## Data
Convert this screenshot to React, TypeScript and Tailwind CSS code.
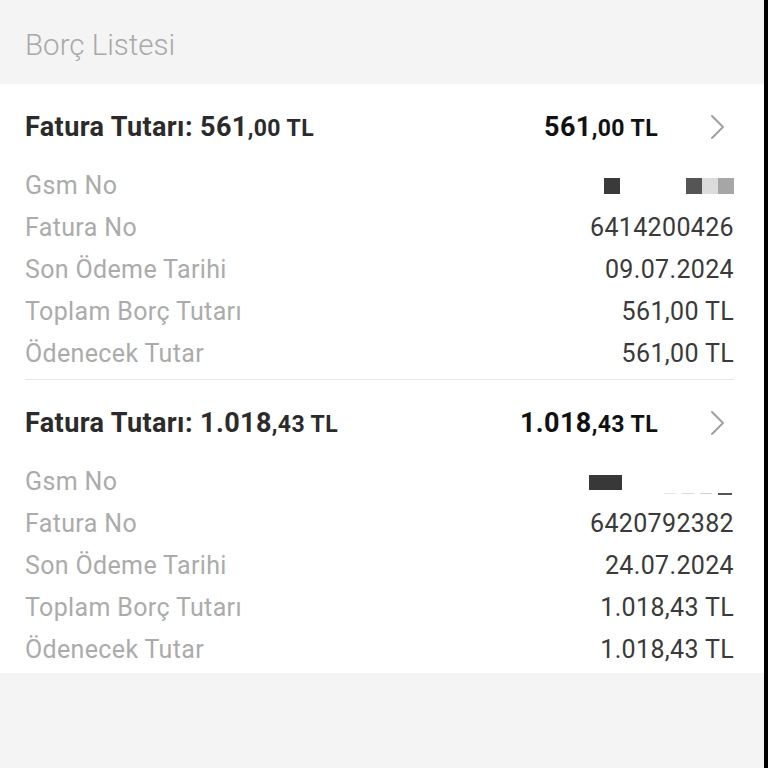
import * as React from 'react';

type Bill = {
  whole: string;
  cents: string;
  faturaNo: string;
  sonOdeme: string;
  total: string;
  mask: 'a' | 'b';
};

const bills: Bill[] = [
  { whole: '561', cents: ',00', faturaNo: '6414200426', sonOdeme: '09.07.2024', total: '561,00 TL', mask: 'a' },
  { whole: '1.018', cents: ',43', faturaNo: '6420792382', sonOdeme: '24.07.2024', total: '1.018,43 TL', mask: 'b' },
];

function Chevron() {
  return (
    <svg width="16" height="26" viewBox="0 0 16 26" fill="none" aria-hidden="true">
      <path d="M2 2 L13 13 L2 24" stroke="#a0a0a0" strokeWidth="2" strokeLinecap="round" strokeLinejoin="round" />
    </svg>
  );
}

function Amount({ whole, cents, tone }: { whole: string; cents: string; tone: string }) {
  return (
    <span className={`font-bold ${tone}`}>
      <span className="text-[27px]">{whole}</span>
      <span className="text-[23px]">{cents} TL</span>
    </span>
  );
}

function GsmMask({ kind }: { kind: 'a' | 'b' }) {
  if (kind === 'a') {
    return (
      <div className="flex items-center">
        <div className="h-[16px] w-[16px] bg-[#3a3a3a]" />
        <div className="w-[66px]" />
        <div className="h-[16px] w-[16px] bg-[#555]" />
        <div className="h-[16px] w-[16px] bg-[#dcdcdc]" />
        <div className="h-[16px] w-[16px] bg-[#a6a6a6]" />
      </div>
    );
  }
  return (
    <div className="flex items-end">
      <div className="h-[15px] w-[33px] bg-[#383838]" />
      <div className="ml-[42px] mb-[-6px] flex h-[4px] w-[70px] items-center gap-[6px]">
        <div className="h-[1px] w-[12px] bg-[#e6e6e6]" />
        <div className="h-[1px] w-[12px] bg-[#dcdcdc]" />
        <div className="h-[1px] w-[12px] bg-[#cfcfcf]" />
        <div className="h-[2px] w-[14px] bg-[#555]" />
      </div>
    </div>
  );
}

function Row({ label, children }: { label: string; children: React.ReactNode }) {
  return (
    <div className="flex h-[42px] items-center justify-between pt-[2px] text-[25px] tracking-[0.35px]">
      <span className="text-[#ababab]">{label}</span>
      <span className="text-[#3a3a3a]">{children}</span>
    </div>
  );
}

function BillBlock({ bill, last }: { bill: Bill; last: boolean }) {
  return (
    <div className={last ? 'pb-[3px]' : 'border-b border-[#e6e6e6] pb-[5px]'}>
      <div className="flex h-[80px] items-center pt-[6px] tracking-[0.4px]">
        <div className="flex-1">
          <span className="text-[27px] font-bold text-[#2b2b2b]">Fatura Tutarı: </span>
          <Amount whole={bill.whole} cents={bill.cents} tone="text-[#2b2b2b]" />
        </div>
        <Amount whole={bill.whole} cents={bill.cents} tone="text-[#111]" />
        <div className="ml-[52px] mr-[8px] flex items-center">
          <Chevron />
        </div>
      </div>
      <Row label="Gsm No">
        <GsmMask kind={bill.mask} />
      </Row>
      <Row label="Fatura No">{bill.faturaNo}</Row>
      <Row label="Son Ödeme Tarihi">{bill.sonOdeme}</Row>
      <Row label="Toplam Borç Tutarı">{bill.total}</Row>
      <Row label="Ödenecek Tutar">{bill.total}</Row>
    </div>
  );
}

export default function App() {
  return (
    <div className="flex h-[768px] w-[768px] overflow-hidden" style={{ fontFamily: 'Roboto, "Noto Sans", sans-serif' }}>
      <div className="flex flex-1 flex-col bg-[#f4f4f4]">
        <div className="flex h-[84px] items-center pl-[25px] pt-[6px]">
          <span className="text-[29.5px] font-light text-[#a9a9a9]">Borç Listesi</span>
        </div>
        <div className="bg-white pl-[25px] pr-[30px]">
          {bills.map((b, i) => (
            <BillBlock key={b.faturaNo} bill={b} last={i === bills.length - 1} />
          ))}
        </div>
      </div>
      <div className="w-[4px] bg-black" />
    </div>
  );
}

## Directions for this task
Pull out every line in the data above that has the word "React".

## Exercise answer
Convert this screenshot to React, TypeScript and Tailwind CSS code.
import * as React from 'react';
function Row({ label, children }: { label: string; children: React.ReactNode }) {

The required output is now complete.